Set task: Review the listing and copy each line that holds the word "this".

Data supplied:
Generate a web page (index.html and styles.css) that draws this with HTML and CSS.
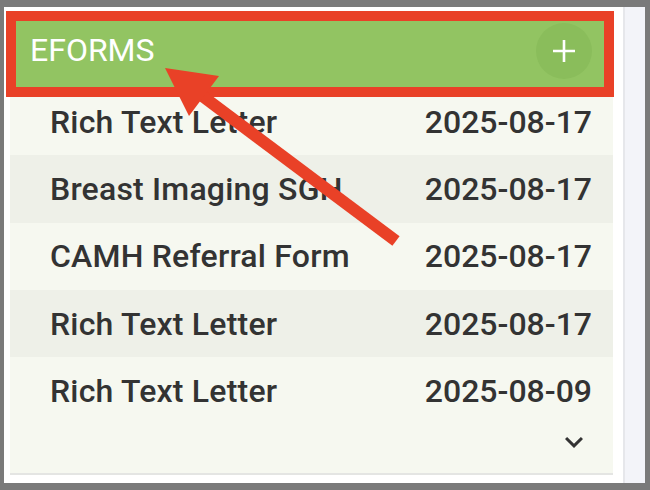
FILE: index.html
```html
<!DOCTYPE html>
<html lang="en">
<head>
  <meta charset="UTF-8">
  <title>eForms</title>
  <link rel="stylesheet" href="styles.css">
</head>
<body>
  <div class="frame">
    <main class="content">
      <section class="eforms">
        <header class="eforms-head">
          <h2>EFORMS</h2>
          <button class="add-btn" type="button" aria-label="Add eForm">
            <svg width="24" height="24" viewBox="0 0 24 24"><path d="M12 1v22M1 12h22" stroke="#fff" stroke-width="2.6" fill="none"/></svg>
          </button>
        </header>
        <ul class="eform-list">
          <li><span class="name">Rich Text Letter</span><span class="date">2025-08-17</span></li>
          <li><span class="name">Breast Imaging SGH</span><span class="date">2025-08-17</span></li>
          <li><span class="name">CAMH Referral Form</span><span class="date">2025-08-17</span></li>
          <li><span class="name">Rich Text Letter</span><span class="date">2025-08-17</span></li>
          <li><span class="name">Rich Text Letter</span><span class="date">2025-08-09</span></li>
        </ul>
        <div class="list-foot">
          <button class="more-btn" type="button" aria-label="Show more">
            <svg width="36" height="36" viewBox="0 0 24 24"><path d="M16.59 8.59 12 13.17 7.41 8.59 6 10l6 6 6-6z" fill="#333"/></svg>
          </button>
        </div>
      </section>

      <!-- highlight around the header, with a pointer to the title -->
      <div class="callout-box"></div>
      <svg class="callout-arrow" width="619" height="476" viewBox="0 0 619 476">
        <line x1="193" y1="85" x2="392" y2="234" stroke="#e94127" stroke-width="12"/>
        <polygon points="161,61 215,69 185,109" fill="#e94127"/>
      </svg>
    </main>
    <div class="divider"></div>
    <aside class="sidebar"></aside>
  </div>
</body>
</html>
```

FILE: styles.css
```css
body {
  margin: 0;
  background: #7a7a7a;
  font-family: Roboto, "Liberation Sans", sans-serif;
}
.frame {
  display: flex;
  height: 476px;
  margin: 7px 5px 7px 4px;
}
.content {
  flex: 1;
  position: relative;
  background: #fff;
  padding: 4px 10px 0 6px;
}
.divider {
  width: 2px;
  background: #e6e7eb;
}
.sidebar {
  width: 20px;
  background: #f3f4f9;
}

.eforms {
  border-bottom: 2px solid #e4e5e3;
}
.eforms-head {
  display: flex;
  align-items: center;
  justify-content: space-between;
  height: 77px;
  padding: 0 21px 0 20px;
  background: #92c462;
}
.eforms-head h2 {
  margin: 0;
  font-size: 32px;
  font-weight: 400;
  color: #fff;
}
.add-btn {
  display: flex;
  align-items: center;
  justify-content: center;
  width: 56px;
  height: 56px;
  margin-top: 3px;
  padding: 0;
  border: none;
  border-radius: 50%;
  background: #8abd5b;
}

.eform-list {
  list-style: none;
  margin: 0;
  padding: 0;
}
.eform-list li {
  display: flex;
  align-items: center;
  justify-content: space-between;
  height: 67.3px;
  padding: 0 21px 0 40px;
  background: #f6f8f0;
  font-size: 32px;
  font-weight: 500;
  color: #333;
}
.eform-list li:nth-child(even) {
  background: #eef0e8;
}
.eform-list .name {
  letter-spacing: 0.2px;
}

.list-foot {
  display: flex;
  justify-content: flex-end;
  height: 48.5px;
  padding-right: 21px;
  background: #f6f8f0;
}
.more-btn {
  width: 36px;
  height: 36px;
  padding: 0;
  border: none;
  background: none;
}
.more-btn svg {
  display: block;
}

.callout-box {
  position: absolute;
  left: 2px;
  top: 4px;
  width: 608px;
  height: 86px;
  box-sizing: border-box;
  border: 10px solid #e94127;
}
.callout-arrow {
  position: absolute;
  left: 0;
  top: 0;
}
```
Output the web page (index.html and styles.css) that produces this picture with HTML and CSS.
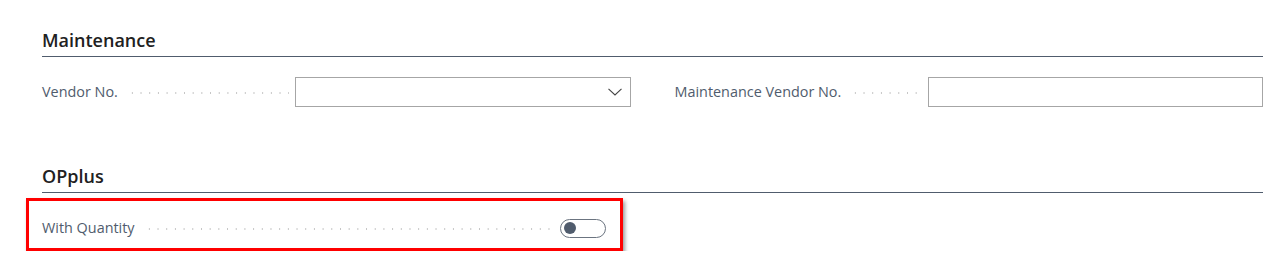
FILE: index.html
```html
<!DOCTYPE html>
<html lang="en">
<head>
<meta charset="utf-8">
<title>Card</title>
<link rel="stylesheet" href="styles.css">
</head>
<body>
<main class="page">
  <section class="group">
    <h2 class="group-title">Maintenance</h2>
    <div class="fields">
      <div class="field">
        <span class="field-label"><span class="label-text">Vendor No.</span><span class="leader"></span></span>
        <div class="input input-select">
          <svg class="chevron" width="14" height="8" viewBox="0 0 14 8" aria-hidden="true"><path d="M0.5 0.8 L7 7 L13.5 0.8" fill="none" stroke="#444" stroke-width="1.1"/></svg>
        </div>
      </div>
      <div class="field">
        <span class="field-label"><span class="label-text">Maintenance Vendor No.</span><span class="leader"></span></span>
        <div class="input"></div>
      </div>
    </div>
  </section>
  <section class="group group-opplus">
    <h2 class="group-title">OPplus</h2>
    <div class="highlight">
      <div class="field field-bool">
        <span class="field-label"><span class="label-text">With Quantity</span><span class="leader"></span></span>
        <span class="toggle"><span class="knob"></span></span>
      </div>
    </div>
  </section>
</main>
</body>
</html>
```
FILE: styles.css
```css
html, body {
  margin: 0;
  padding: 0;
  background: #ffffff;
}
body {
  font-family: "Open Sans", "Noto Sans", "Liberation Sans", sans-serif;
  color: #505c6d;
}
.page {
  padding: 31px 12px 0 42px;
}
.group-title {
  margin: 0;
  height: 25px;
  line-height: 18px;
  font-size: 18px;
  font-weight: 600;
  color: #212121;
  border-bottom: 1px solid #505c6d;
}
.fields {
  margin-top: 20px;
  display: grid;
  grid-template-columns: 1fr 1fr;
  column-gap: 44px;
}
.field {
  display: flex;
  align-items: center;
  height: 30px;
}
.field-label {
  width: 253px;
  flex: none;
  display: flex;
  align-items: center;
  font-size: 14.4px;
  line-height: 20px;
}
.label-text {
  white-space: nowrap;
  padding-right: 10px;
}
.leader {
  flex: 1;
  height: 2px;
  margin-top: 2px;
  margin-right: 6px;
  background-image: radial-gradient(circle, #c4c4c4 0.8px, transparent 1px);
  background-size: 8.7px 2px;
  background-repeat: repeat-x;
}
.input {
  flex: 1;
  box-sizing: border-box;
  height: 30px;
  border: 1px solid #a6a6a6;
  background: #fff;
  display: flex;
  align-items: center;
  justify-content: flex-end;
}
.chevron {
  margin-right: 8px;
  display: block;
}
.group-opplus {
  margin-top: 60px;
}
.highlight {
  margin: 5px 0 0 -16px;
  width: 578px;
  border: 3px solid #ff0000;
  padding: 12px 0 5px 13px;
  box-shadow: 2px 3px 4px rgba(0, 0, 0, 0.4);
}
.field-bool {
  width: 564px;
}
.field-bool .field-label {
  flex: 1;
  width: auto;
}
.field-bool .leader {
  margin-right: 4px;
}
.toggle {
  box-sizing: border-box;
  width: 46px;
  height: 19px;
  border: 1px solid #6b7480;
  border-radius: 10px;
  display: flex;
  align-items: center;
  padding-left: 3px;
  flex: none;
}
.knob {
  width: 12px;
  height: 12px;
  border-radius: 50%;
  background: #505c6d;
}
```
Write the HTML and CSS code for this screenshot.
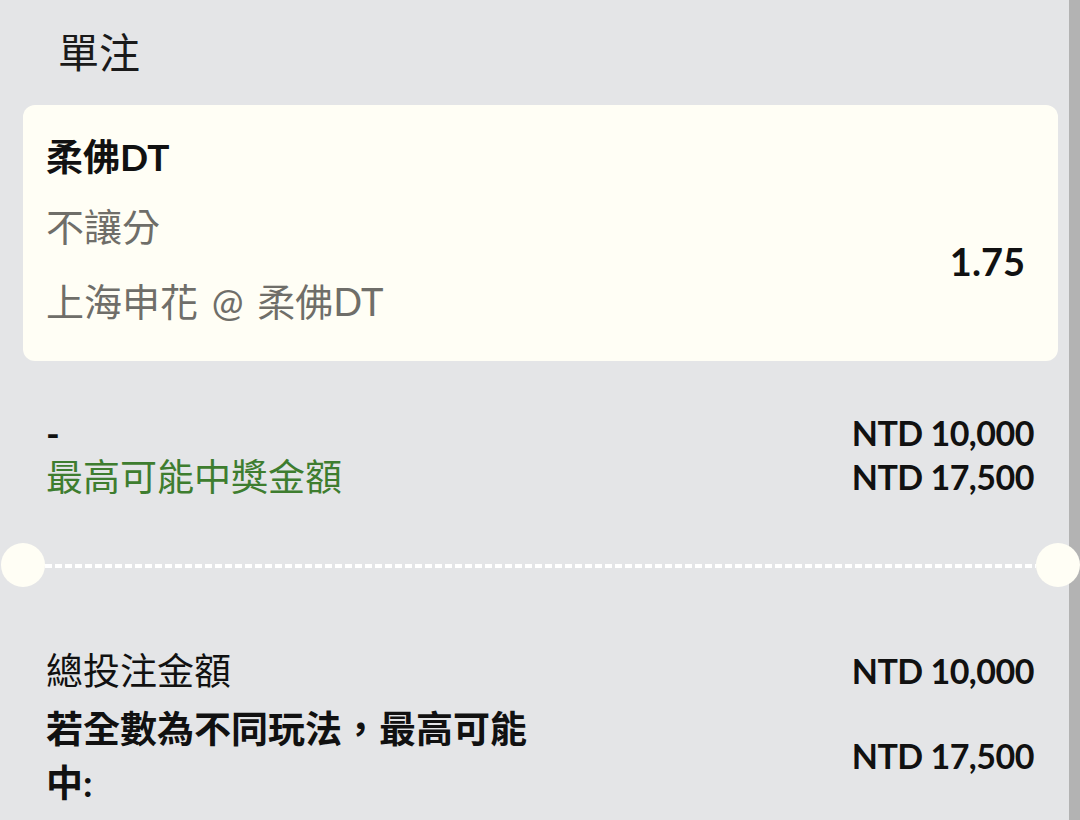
FILE: index.html
```html
<!DOCTYPE html>
<html lang="zh-Hant">
<head>
  <meta charset="UTF-8" />
  <title>單注</title>
  <link rel="stylesheet" href="styles.css">
</head>
<body>

  <div class="page">
    <h1 class="title">單注</h1>

    <!-- selection card -->
    <div class="card">
      <div class="team">柔佛DT</div>
      <div class="card-row">
        <div class="card-info">
          <div class="market">不讓分</div>
          <div class="match">上海申花 @ 柔佛DT</div>
        </div>
        <div class="odds">1.75</div>
      </div>
    </div>

    <div class="summary">
      <div class="line">
        <span class="label dash">-</span>
        <span class="amount">NTD 10,000</span>
      </div>
      <div class="line">
        <span class="label win">最高可能中獎金額</span>
        <span class="amount">NTD 17,500</span>
      </div>
    </div>

    <div class="divider">
      <span class="notch notch-left"></span>
      <span class="dashes"></span>
      <span class="notch notch-right"></span>
    </div>

    <div class="totals">
      <div class="total-row">
        <span class="total-label">總投注金額</span>
        <span class="amount">NTD 10,000</span>
      </div>
      <div class="total-row">
        <span class="total-label strong">若全數為不同玩法，最高可能中:</span>
        <span class="amount">NTD 17,500</span>
      </div>
    </div>
  </div>

</body>
</html>
```

FILE: styles.css
```css
body {
  margin: 0;
  font-family: Lato, "Noto Sans CJK TC", sans-serif;
  color: #111;
  background: linear-gradient(to left, #b3b3b3 11px, #e4e5e7 11px);
  min-height: 820px;
  overflow: hidden;
}
.page {
  padding: 0 22px 0 23px;
}
.title {
  margin: 0;
  padding-left: 35px;
  font-size: 41px;
  font-weight: normal;
  line-height: 105px;
  color: #1a1a1a;
}
.card {
  background: #fffef5;
  border-radius: 12px;
  padding: 20px 33px 22px 23px;
}
.team {
  font-size: 37px;
  font-weight: bold;
  line-height: 64px;
}
.card-row {
  display: flex;
  justify-content: space-between;
  align-items: center;
}
.market, .match {
  font-size: 38px;
  line-height: 75px;
  color: #6f6e69;
}
.match {
  word-spacing: 4px;
}
.odds {
  font-size: 38px;
  font-weight: bold;
  margin-top: -6px;
}
.summary {
  margin-top: 50px;
  padding: 0 24px 0 23px;
}
.line, .total-row {
  display: flex;
  justify-content: space-between;
  align-items: center;
}
.line {
  font-size: 37px;
  line-height: 44px;
}
.amount {
  font-weight: bold;
  font-size: 34px;
  letter-spacing: -0.5px;
}
.dash {
  font-weight: bold;
}
.win {
  color: #3e7d2f;
}
.divider {
  display: flex;
  align-items: center;
  margin-top: 44px;
  height: 44px;
}
.notch {
  width: 44px;
  height: 44px;
  border-radius: 50%;
  background: #fffef5;
  flex: none;
}
.notch-left {
  margin-left: -22px;
}
.notch-right {
  margin-right: -22px;
}
.dashes {
  flex: 1;
  height: 4px;
  margin-top: 2px;
  background: repeating-linear-gradient(to right, #fff 0 7px, transparent 7px 10px);
}
.totals {
  margin-top: 57px;
  padding: 0 24px 0 23px;
}
.total-row {
  font-size: 37px;
  line-height: 54px;
}
.total-row + .total-row {
  margin-top: 4px;
}
.total-label {
  max-width: 500px;
}
.strong {
  font-weight: bold;
}
```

Correct result:
Generate a web page (index.html and styles.css) that draws this with HTML and CSS.
Output the web page (index.html and styles.css) that produces this picture with HTML and CSS.
Write the HTML and CSS code for this screenshot.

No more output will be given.